Joyce DiCamillo recalls listening to her father's collection of jazz recordings while growing up in Stamford and being enthralled by the sound. Intricate rhythms, darting melodies and skilled soloists made their mark on the future professional pianist.

"I really learned this music listening to my father's records," says Joyce. "He passed it on to me."

DiCamillo now is passing on what she's learned to young musicians by offering the Young Artists Summer Jazz Workshop. The two-week seminar introduces and reinforces jazz techniques such as improvisation, solo performance and composition. Students also participate in master classes with renowned jazz instrumentalists. The workshop, which began July 19, will culminate July 30 with a concert at Atria Stamford.
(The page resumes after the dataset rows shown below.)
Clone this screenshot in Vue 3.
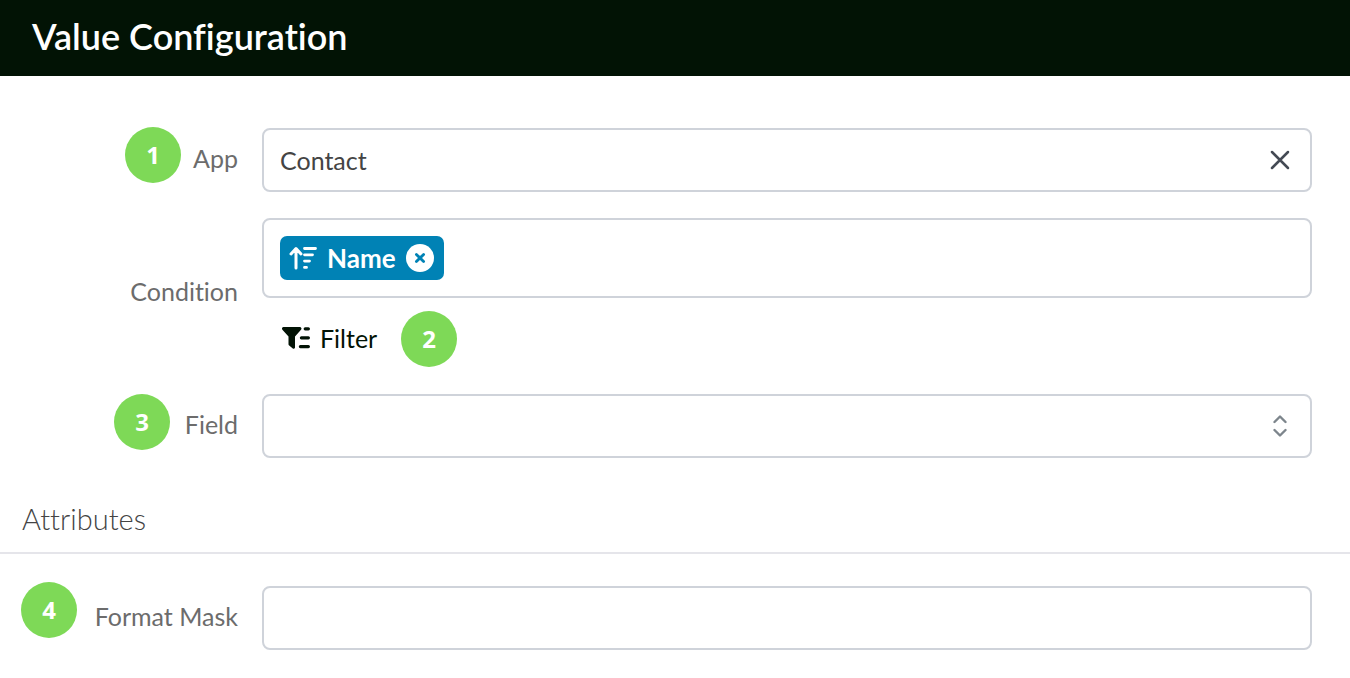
<script setup>
import { ref } from 'vue'

const app = ref('Contact')
const field = ref('')
const mask = ref('')
const conditions = ref(['Name'])

function removeCondition(index) {
  conditions.value.splice(index, 1)
}
</script>

<template>
  <div class="dialog">
    <header class="header">
      <h1>Value Configuration</h1>
    </header>

    <form class="form" @submit.prevent>
      <div class="row">
        <div class="caption">
          <span class="badge pin pin-app">1</span>
          <label for="app">App</label>
        </div>
        <div class="control">
          <input id="app" v-model="app" class="box" type="text" />
          <button class="clear" type="button" aria-label="Clear app" @click="app = ''">
            <svg width="20" height="20" viewBox="0 0 20 20" fill="none" stroke="#444a54" stroke-width="2.5" stroke-linecap="round">
              <path d="M2 2l16 16M18 2L2 18" />
            </svg>
          </button>
        </div>
      </div>

      <div class="row">
        <div class="caption">
          <span id="condition-label" class="label">Condition</span>
        </div>
        <div class="stack">
          <div class="box tags" role="group" aria-labelledby="condition-label">
            <span v-for="(name, i) in conditions" :key="name" class="tag">
              <svg width="28" height="24" viewBox="0 0 28 24" fill="none" stroke="#fff" stroke-linecap="round" stroke-linejoin="round">
                <path stroke-width="3" d="M7 22V3M2 8l5-5.500 5 5.500" />
                <path stroke-width="2.8" d="M15.5 2.5h11M15.5 8.8h8M15.5 15.1h5M15.5 21.4h2" />
              </svg>
              <span>{{ name }}</span>
              <button class="remove" type="button" :aria-label="'Remove ' + name" @click="removeCondition(i)">
                <svg width="28" height="28" viewBox="0 0 28 28">
                  <circle cx="14" cy="14" r="14" fill="#fff" />
                  <path d="M10.4 10.4l7.2 7.2M17.6 10.4l-7.2 7.2" stroke="#0082b5" stroke-width="2.8" stroke-linecap="round" />
                </svg>
              </button>
            </span>
          </div>
          <div class="actions">
            <button class="filter" type="button">
              <svg width="28" height="22" viewBox="0 0 28 22">
                <path fill="#021305" d="M1.6 0H17.8a1.6 1.6 0 0 1 1.2 2.7L13 9.6V20.4a1.4 1.4 0 0 1-2.2 1.1L7.2 18.6a1.8 1.8 0 0 1-.7-1.4V9.6L.4 2.7A1.6 1.6 0 0 1 1.6 0Z" />
                <path stroke="#021305" stroke-width="3.2" stroke-linecap="round" d="M23.2 1.8h3.2M19.4 10.8h7M18.4 19.6h8" />
              </svg>
              <span>Filter</span>
            </button>
            <span class="badge">2</span>
          </div>
        </div>
      </div>

      <div class="row">
        <div class="caption">
          <span class="badge pin pin-field">3</span>
          <label for="field">Field</label>
        </div>
        <div class="control">
          <select id="field" v-model="field" class="box">
            <option value=""></option>
          </select>
          <svg class="chevrons" width="14" height="22" viewBox="0 0 14 22" fill="none" stroke="#7d858c" stroke-width="2.4" stroke-linecap="round" stroke-linejoin="round">
            <path d="M1.5 7L7 1.5 12.5 7M1.5 15L7 20.5 12.5 15" />
          </svg>
        </div>
      </div>

      <h2>Attributes</h2>

      <div class="row">
        <div class="caption">
          <span class="badge pin pin-mask">4</span>
          <label for="mask">Format Mask</label>
        </div>
        <div class="control">
          <input id="mask" v-model="mask" class="box" type="text" />
        </div>
      </div>
    </form>
  </div>
</template>

<style>
body {
  margin: 0;
  background: #fff;
}
</style>

<style scoped>
.dialog,
.dialog input,
.dialog select,
.dialog button {
  font-family: Lato, "Liberation Sans", sans-serif;
  font-size: 25px;
  font-variant-ligatures: none;
  line-height: 32px;
}

.dialog * {
  box-sizing: border-box;
}

.header {
  padding: 14px 32px 18px;
  background: #021305;
  color: #fff;
}

h1 {
  margin: 0;
  font-family: "Lato Semibold", "Lato Medium", Lato, "Liberation Sans", sans-serif;
  font-size: 36px;
  font-weight: 600;
  line-height: 44px;
}

.form {
  display: flex;
  flex-direction: column;
  gap: 26px;
  padding: 52px 0 28px;
}

.row {
  display: grid;
  grid-template-columns: 238px 1fr;
  column-gap: 24px;
  padding-right: 38px;
}

.caption {
  position: relative;
  display: flex;
  align-items: center;
  justify-content: flex-end;
  padding-bottom: 4px;
  color: #6c6c6c;
}

.control {
  position: relative;
  display: flex;
}

.stack {
  display: flex;
  flex-direction: column;
  gap: 12px;
}

.box {
  width: 100%;
  height: 64px;
  margin: 0;
  padding: 0 16px;
  border: 2px solid #cfd3da;
  border-radius: 8px;
  background: #fff;
  color: #444;
  outline: none;
  appearance: none;
}

.tags {
  display: flex;
  align-items: center;
  gap: 8px;
  height: 80px;
}

.tag {
  display: flex;
  align-items: center;
  gap: 10px;
  height: 44px;
  padding: 0 10px 0 9px;
  border-radius: 7px;
  background: #0082b5;
  color: #fff;
  font-size: 26px;
  font-weight: 700;
}

button {
  display: flex;
  align-items: center;
  margin: 0;
  padding: 0;
  border: 0;
  background: none;
  cursor: pointer;
}

.clear {
  position: absolute;
  top: 0;
  right: 22px;
  height: 100%;
}

.chevrons {
  position: absolute;
  top: 21px;
  right: 25px;
  pointer-events: none;
}

.actions {
  display: flex;
  align-items: center;
  gap: 24px;
  height: 58px;
  padding-left: 20px;
}

.dialog .filter {
  gap: 10px;
  padding-bottom: 2px;
  color: #021305;
}

.badge {
  display: flex;
  align-items: center;
  justify-content: center;
  width: 56px;
  height: 56px;
  border-radius: 50%;
  background: #7ed957;
  color: #fff;
  font-family: "Open Sans", "Noto Sans", sans-serif;
  font-size: 24px;
  font-weight: 700;
}

.pin {
  position: absolute;
}

.pin-app {
  top: -1px;
  right: 57px;
}

.pin-field {
  top: 0;
  right: 68px;
}

.pin-mask {
  top: -4px;
  right: 161px;
}

h2 {
  margin: 0 0 6px;
  padding: 18px 22px 16px;
  border-bottom: 2px solid #e5e5ea;
  color: #444;
  font-size: 29px;
  font-weight: 300;
  line-height: 34px;
}
</style>
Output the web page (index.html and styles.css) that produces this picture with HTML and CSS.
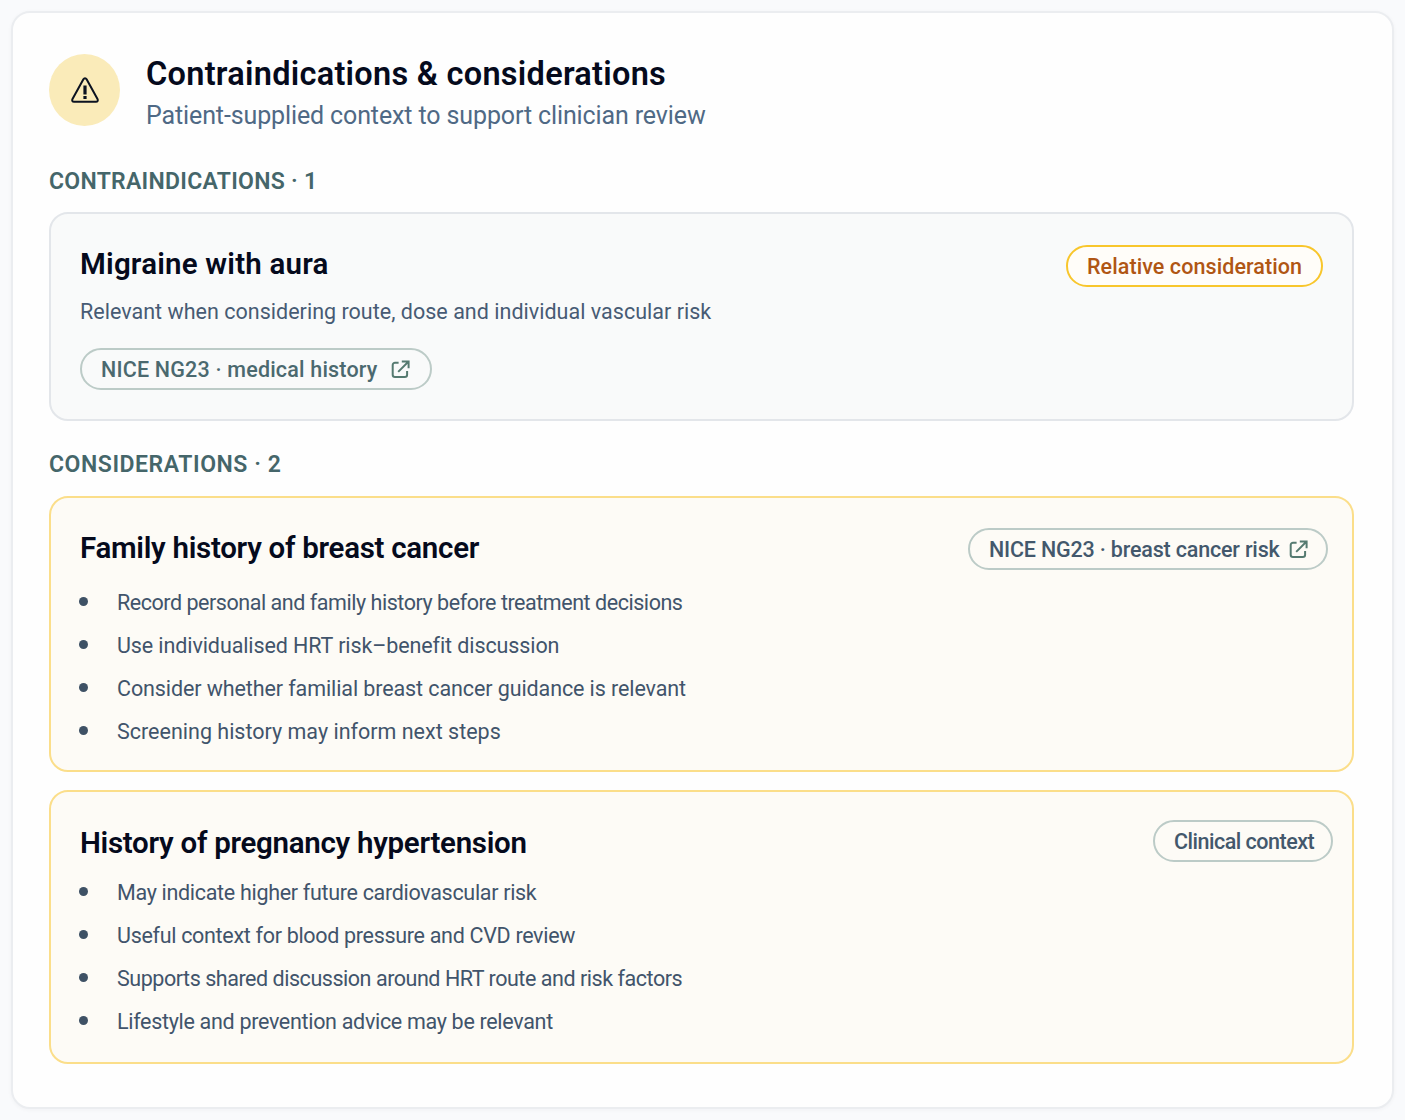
FILE: index.html
```html
<!DOCTYPE html>
<html lang="en">
<head>
    <meta charset="UTF-8">
    <title>Contraindications &amp; considerations</title>
    <link rel="stylesheet" href="styles.css">
</head>
<body>

<main class="panel">
    <header class="panel-header">
        <div class="warn-icon">
            <svg width="30" height="28" viewBox="0 0 30 28" fill="none" stroke="#0b1220">
                <path d="M13.4 3.2 2.5 23.1C1.7 24.5 2.4 25.7 4 25.7h22c1.6 0 2.3-1.2 1.5-2.6L16.6 3.2c-.8-1.4-2.4-1.4-3.2 0z" stroke-width="2" stroke-linejoin="round"/>
                <path d="M15 9.4v9M15 19.9v3.2" stroke-width="3.2"/>
            </svg>
        </div>
        <div>
            <h1 class="title">Contraindications &amp; considerations</h1>
            <p class="subtitle">Patient-supplied context to support clinician review</p>
        </div>
    </header>

    <h2 class="section">CONTRAINDICATIONS · 1</h2>
    <section class="card card-grey">
        <div>
            <h3 class="name name-wide">Migraine with aura</h3>
            <p class="desc">Relevant when considering route, dose and individual vascular risk</p>
            <a class="pill pill-source">NICE NG23 · medical history
                <svg width="19" height="19" viewBox="0 0 19 19" fill="none" stroke="#557a70" stroke-width="2">
                    <path d="M7.6 2.7H4A2.3 2.3 0 0 0 1.7 5v9.8A2.3 2.3 0 0 0 4 17.1h9.8a2.3 2.3 0 0 0 2.3-2.3v-3.9M10.8 1.5h6.8v6.8M17.3 1.8 7.2 11.9"/>
                </svg>
            </a>
        </div>
        <span class="pill pill-amber">Relative consideration</span>
    </section>

    <h2 class="section section-second">CONSIDERATIONS · 2</h2>
    <section class="card">
        <div>
            <h3 class="name">Family history of breast cancer</h3>
            <ul class="points">
                <li class="tight-3">Record personal and family history before treatment decisions</li>
                <li class="tight-1">Use individualised HRT risk–benefit discussion</li>
                <li class="tight-1">Consider whether familial breast cancer guidance is relevant</li>
                <li>Screening history may inform next steps</li>
            </ul>
        </div>
        <a class="pill pill-breast">NICE NG23 · breast cancer risk
            <svg width="19" height="19" viewBox="0 0 19 19" fill="none" stroke="#557a70" stroke-width="2">
                <path d="M7.6 2.7H4A2.3 2.3 0 0 0 1.7 5v9.8A2.3 2.3 0 0 0 4 17.1h9.8a2.3 2.3 0 0 0 2.3-2.3v-3.9M10.8 1.5h6.8v6.8M17.3 1.8 7.2 11.9"/>
            </svg>
        </a>
    </section>

    <section class="card card-pregnancy">
        <div>
            <h3 class="name">History of pregnancy hypertension</h3>
            <ul class="points">
                <li class="tight-2">May indicate higher future cardiovascular risk</li>
                <li class="tight-2">Useful context for blood pressure and CVD review</li>
                <li class="tight-3">Supports shared discussion around HRT route and risk factors</li>
                <li class="tight-2">Lifestyle and prevention advice may be relevant</li>
            </ul>
        </div>
        <span class="pill pill-context">Clinical context</span>
    </section>
</main>

</body>
</html>
```
FILE: styles.css
```css
* {
    box-sizing: border-box;
    margin: 0;
    padding: 0;
}

body {
    background-color: #f9fafc;
    font-family: Roboto, "Liberation Sans", sans-serif;
    padding: 11px;
}

.panel {
    width: 1383px;
    height: 1098px;
    padding: 41px 38px 0 36px;
    background-color: #fefefe;
    border: 2px solid #ebedf0;
    border-radius: 19px;
    box-shadow: 0 1px 4px rgba(15, 23, 42, 0.04);
}

.panel-header {
    display: flex;
    gap: 26px;
}

.warn-icon {
    display: flex;
    align-items: center;
    justify-content: center;
    width: 71px;
    height: 72px;
    border-radius: 50%;
    background-color: #faebb9;
}

.title {
    font-size: 32.5px;
    font-weight: 600;
    line-height: 40px;
    letter-spacing: 0.28px;
    color: #050a1c;
}

.subtitle {
    margin-top: 6px;
    font-size: 25px;
    line-height: 32px;
    letter-spacing: -0.12px;
    color: #4f6985;
}

.section {
    margin: 36px 0 16px;
    font-size: 23px;
    font-weight: 560;
    line-height: 28px;
    letter-spacing: 0.28px;
    color: #45666a;
}

.section-second {
    margin: 30px 0 17px;
    letter-spacing: 0.55px;
}

.card {
    display: flex;
    justify-content: space-between;
    align-items: flex-start;
    height: 276px;
    padding: 30px 24px 0 29px;
    background-color: #fdfbf6;
    border: 2px solid #fbde8a;
    border-radius: 19px;
}

.card-grey {
    height: 209px;
    padding: 31px 29px 0 29px;
    background-color: #f9fafa;
    border-color: #e3e6ea;
}

.card-pregnancy {
    height: 274px;
    margin-top: 18px;
    padding: 28px 19px 0 29px;
}

.name {
    margin-top: 2px;
    font-size: 29.5px;
    font-weight: 600;
    line-height: 36px;
    letter-spacing: -0.29px;
    color: #050a1c;
}

.name-wide {
    margin-top: 1px;
    letter-spacing: 0.2px;
}

.card-pregnancy .name {
    margin-top: 5px;
}

.desc {
    margin: 16px 0 22px;
    font-size: 21.5px;
    line-height: 28px;
    letter-spacing: 0.02px;
    color: #475b74;
}

.pill {
    display: flex;
    align-items: center;
    justify-content: space-between;
    height: 42px;
    padding: 1px 19px 0;
    border: 2px solid #bccbc7;
    border-radius: 21px;
    font-size: 21.5px;
    font-weight: 480;
    white-space: nowrap;
    color: #43586c;
}

.pill-source {
    width: 352px;
    padding-right: 20px;
    letter-spacing: 0.19px;
    color: #4b696f;
}

.pill-amber {
    width: 257px;
    background-color: #fffdf9;
    border-color: #f8c62c;
    letter-spacing: 0.08px;
    color: #b05614;
}

.pill-breast {
    width: 360px;
    padding-right: 18px;
    letter-spacing: -0.18px;
}

.pill-context {
    width: 180px;
    letter-spacing: -0.5px;
}

.points {
    margin-top: 22px;
    list-style: none;
}

.points li {
    display: flex;
    align-items: center;
    height: 28px;
    margin-bottom: 15px;
    font-size: 21.5px;
    color: #41546b;
}

.points li::before {
    content: "";
    width: 9px;
    height: 9px;
    margin: 0 29px 2px -1px;
    border-radius: 50%;
    background-color: #3e5165;
}

.card-pregnancy .points {
    margin-top: 17px;
}

.card-pregnancy .points li {
    margin-bottom: 15.3px;
}

.points .tight-1 {
    letter-spacing: -0.1px;
}

.points .tight-2 {
    letter-spacing: -0.31px;
}

.points .tight-3 {
    letter-spacing: -0.46px;
}
```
This is the 18th year of the workshop, which Joyce co-directs with saxophonist John Mastroianni. The teaching staff includes five other accomplished musicians.

Students divide into small groups, working with a different instructor each day to get a feel for a variety of musical and teaching styles. On Thursday, bassist Morrie Louden guided his student combo--consisting of a pianist, trombonist, saxophonist, bassist and drummer--through the Latin-grooved "Blue Bossa." Louden talked them through jazz techniques such as basic chord changes for an opening vamp, sticking with triad notes when feeling one's way through a solo, and listening to each other to remain in tempo together. They should play "so it feels as one," Louden told the young musicians, "so you really feel that rhythm, makes you want to get up and dance."

"We are keeping the flame of this music alive and bringing it to all these young people who didn't grow up hearing it on the radio," says, Joyce, who studied classical piano at Syracuse University and is executive of the Stamford Young Artists Philharmonic. "There's a void, and we'd like to fill it."